- [WHAT THE TASK REQUIRES]
Without the pictures, can you quote each line below exactly?

- [DATASET EXTRACT]
+===+
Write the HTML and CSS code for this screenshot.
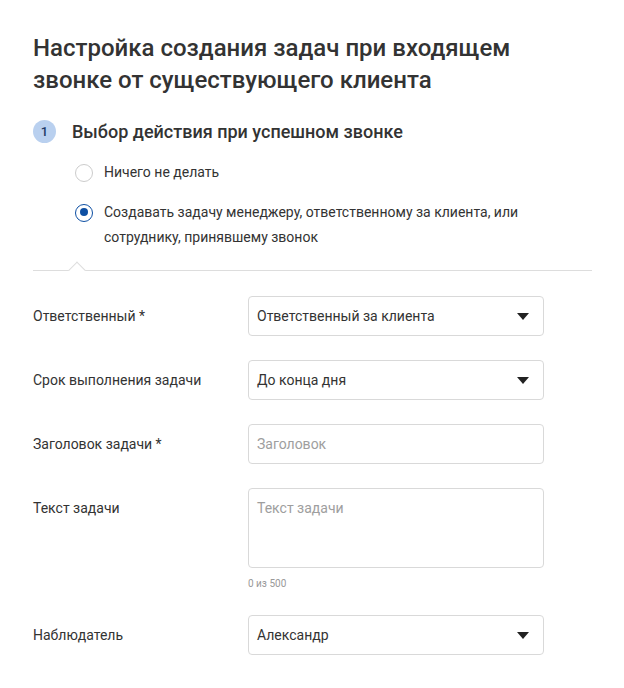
FILE: index.html
```html
<!DOCTYPE html>
<html lang="ru">
<head>
<meta charset="utf-8">
<link rel="stylesheet" href="styles.css">
</head>
<body>
<div class="page">
  <h1 class="title">Настройка создания задач при входящем звонке от существующего клиента</h1>
  <div class="step">
    <span class="badge">1</span>
    <span class="step-title">Выбор действия при успешном звонке</span>
  </div>
  <div class="options">
    <label class="radio"><span class="dot"></span><span class="rtext">Ничего не делать</span></label>
    <label class="radio checked"><span class="dot"></span><span class="rtext">Создавать задачу менеджеру, ответственному за клиента, или сотруднику, принявшему звонок</span></label>
  </div>
  <div class="divider"><span class="notch"></span></div>
  <div class="form">
    <div class="row">
      <div class="label">Ответственный *</div>
      <div class="select"><span>Ответственный за клиента</span><span class="caret"></span></div>
    </div>
    <div class="row">
      <div class="label">Срок выполнения задачи</div>
      <div class="select"><span>До конца дня</span><span class="caret"></span></div>
    </div>
    <div class="row">
      <div class="label">Заголовок задачи *</div>
      <div class="input placeholder">Заголовок</div>
    </div>
    <div class="row top">
      <div class="label">Текст задачи</div>
      <div class="field">
        <div class="textarea placeholder">Текст задачи</div>
        <div class="counter">0 из 500</div>
      </div>
    </div>
    <div class="row">
      <div class="label">Наблюдатель</div>
      <div class="select"><span>Александр</span><span class="caret"></span></div>
    </div>
  </div>
</div>
</body>
</html>
```

FILE: styles.css
```css
* { box-sizing: border-box; }
html, body { margin: 0; padding: 0; background: #fff; }
body { font-family: Roboto, "Noto Sans", sans-serif; color: #333; }
.page { padding: 32px 32px 0 33px; width: 624px; }
.title { margin: 0; font-size: 24px; line-height: 32px; font-weight: 500; color: #333; width: 500px; }
.step { display: flex; align-items: center; margin-top: 23px; height: 24px; }
.badge { width: 23px; height: 23px; border-radius: 50%; background: #b9d0ef; color: #1f3a66; font-size: 13px; font-weight: 500; display: flex; align-items: center; justify-content: center; }
.step-title { margin-left: 16px; font-size: 18px; font-weight: 500; color: #333; }
.options { padding-left: 42px; margin-top: 17px; display: flex; flex-direction: column; gap: 15px; }
.radio { display: flex; align-items: flex-start; font-size: 14px; line-height: 25px; color: #333; }
.dot { flex: none; width: 18px; height: 18px; border-radius: 50%; border: 1px solid #ccc; margin-top: 3.5px; margin-right: 11px; position: relative; }
.radio.checked .dot { border: 1.5px solid #0d4fa3; }
.radio.checked .dot::after { content: ""; position: absolute; left: 3.5px; top: 3.5px; width: 8px; height: 8px; border-radius: 50%; background: #0d4fa3; }
.rtext { width: 420px; }
.divider { margin-top: 20px; height: 1px; background: #ddd; width: 559px; position: relative; }
.notch { position: absolute; left: 38px; top: -6px; width: 12px; height: 12px; background: #fff; border-left: 1px solid #ddd; border-top: 1px solid #ddd; transform: rotate(45deg); }
.form { margin-top: 25px; display: flex; flex-direction: column; gap: 24px; }
.row { display: flex; align-items: center; }
.row.top { align-items: flex-start; }
.label { width: 215px; font-size: 14px; color: #333; }
.row.top .label { padding-top: 12px; }
.select, .input, .textarea { width: 296px; height: 40px; border: 1px solid #d9d9d9; border-radius: 4px; font-size: 14px; padding: 0 8px; display: flex; align-items: center; justify-content: space-between; color: #333; }
.placeholder { color: #9e9e9e; }
.textarea { height: 80px; align-items: flex-start; padding-top: 11px; }
.caret { width: 0; height: 0; border-left: 6px solid transparent; border-right: 6px solid transparent; border-top: 7px solid #222; margin-right: 6px; }
.counter { font-size: 10px; color: #999; margin-top: 9px; line-height: 14px; }
```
+===+
- [WRITTEN ANSWER]
Write the HTML and CSS code for this screenshot.
FILE: index.html
```html
<!DOCTYPE html>
<html lang="ru">
<head>
<meta charset="utf-8">
<link rel="stylesheet" href="styles.css">
</head>
<body>
<div class="page">
  <h1 class="title">Настройка создания задач при входящем звонке от существующего клиента</h1>
  <div class="step">
    <span class="badge">1</span>
    <span class="step-title">Выбор действия при успешном звонке</span>
  </div>
  <div class="options">
    <label class="radio"><span class="dot"></span><span class="rtext">Ничего не делать</span></label>
    <label class="radio checked"><span class="dot"></span><span class="rtext">Создавать задачу менеджеру, ответственному за клиента, или сотруднику, принявшему звонок</span></label>
  </div>
  <div class="divider"><span class="notch"></span></div>
  <div class="form">
    <div class="row">
      <div class="label">Ответственный *</div>
      <div class="select"><span>Ответственный за клиента</span><span class="caret"></span></div>
    </div>
    <div class="row">
      <div class="label">Срок выполнения задачи</div>
      <div class="select"><span>До конца дня</span><span class="caret"></span></div>
    </div>
    <div class="row">
      <div class="label">Заголовок задачи *</div>
      <div class="input placeholder">Заголовок</div>
    </div>
    <div class="row top">
      <div class="label">Текст задачи</div>
      <div class="field">
        <div class="textarea placeholder">Текст задачи</div>
        <div class="counter">0 из 500</div>
      </div>
    </div>
    <div class="row">
      <div class="label">Наблюдатель</div>
      <div class="select"><span>Александр</span><span class="caret"></span></div>
    </div>
  </div>
</div>
</body>
</html>
```

FILE: styles.css
```css
* { box-sizing: border-box; }
html, body { margin: 0; padding: 0; background: #fff; }
body { font-family: Roboto, "Noto Sans", sans-serif; color: #333; }
.page { padding: 32px 32px 0 33px; width: 624px; }
.title { margin: 0; font-size: 24px; line-height: 32px; font-weight: 500; color: #333; width: 500px; }
.step { display: flex; align-items: center; margin-top: 23px; height: 24px; }
.badge { width: 23px; height: 23px; border-radius: 50%; background: #b9d0ef; color: #1f3a66; font-size: 13px; font-weight: 500; display: flex; align-items: center; justify-content: center; }
.step-title { margin-left: 16px; font-size: 18px; font-weight: 500; color: #333; }
.options { padding-left: 42px; margin-top: 17px; display: flex; flex-direction: column; gap: 15px; }
.radio { display: flex; align-items: flex-start; font-size: 14px; line-height: 25px; color: #333; }
.dot { flex: none; width: 18px; height: 18px; border-radius: 50%; border: 1px solid #ccc; margin-top: 3.5px; margin-right: 11px; position: relative; }
.radio.checked .dot { border: 1.5px solid #0d4fa3; }
.radio.checked .dot::after { content: ""; position: absolute; left: 3.5px; top: 3.5px; width: 8px; height: 8px; border-radius: 50%; background: #0d4fa3; }
.rtext { width: 420px; }
.divider { margin-top: 20px; height: 1px; background: #ddd; width: 559px; position: relative; }
.notch { position: absolute; left: 38px; top: -6px; width: 12px; height: 12px; background: #fff; border-left: 1px solid #ddd; border-top: 1px solid #ddd; transform: rotate(45deg); }
.form { margin-top: 25px; display: flex; flex-direction: column; gap: 24px; }
.row { display: flex; align-items: center; }
.row.top { align-items: flex-start; }
.label { width: 215px; font-size: 14px; color: #333; }
.row.top .label { padding-top: 12px; }
.select, .input, .textarea { width: 296px; height: 40px; border: 1px solid #d9d9d9; border-radius: 4px; font-size: 14px; padding: 0 8px; display: flex; align-items: center; justify-content: space-between; color: #333; }
.placeholder { color: #9e9e9e; }
.textarea { height: 80px; align-items: flex-start; padding-top: 11px; }
.caret { width: 0; height: 0; border-left: 6px solid transparent; border-right: 6px solid transparent; border-top: 7px solid #222; margin-right: 6px; }
.counter { font-size: 10px; color: #999; margin-top: 9px; line-height: 14px; }
```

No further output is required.